On est inquiet de voir un des bons cinéastes coréens réaliser un tel film, certes calibré pour l'exportation, comme si, le succès aidant, il fallait s’avachir et se couler mollement dans les formats des productions hollywoodiennes. Puissent ces prochains films nous faire mentir.

vendredi 10 octobre 2014

The Host (Gwoemul de J. Bong, 2006)



The Host Affiche poster

Film original et réussi de Bong Joon-ho. L'irruption du monstre force à se révéler des Coréens ordinaires : on est bien loin des héros hollywoodiens qui seraient venus en découdre avec le monstre.

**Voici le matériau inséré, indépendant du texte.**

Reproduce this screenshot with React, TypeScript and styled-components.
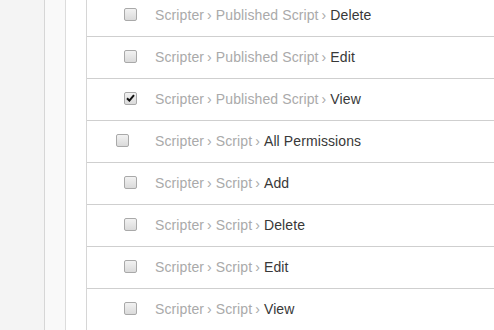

Ici c'est une famille apeurée mais coincée (il faut sauver leur petite fille enlevée par le monstre) qui les oblige à se rebeller et à affronter le mutant.
La métaphore est belle : cet intrus – dû à des produits chimiques américains bazardés imprudemment – c'est l'Amérique elle-même, dont la Corée veut s'émanciper (c'est là le propos du cinéaste).
Une des réussites du film est dans le mélange des tons : depuis des scènes de film fantastique jusqu’à des séquences de panique typiques des films d’horreur ou de monstre, le ton change et va jusqu’à la comédie burlesque, par moments, avec beaucoup de facilité. C’est une habile (et pas facile) évolution d’un genre assez classique.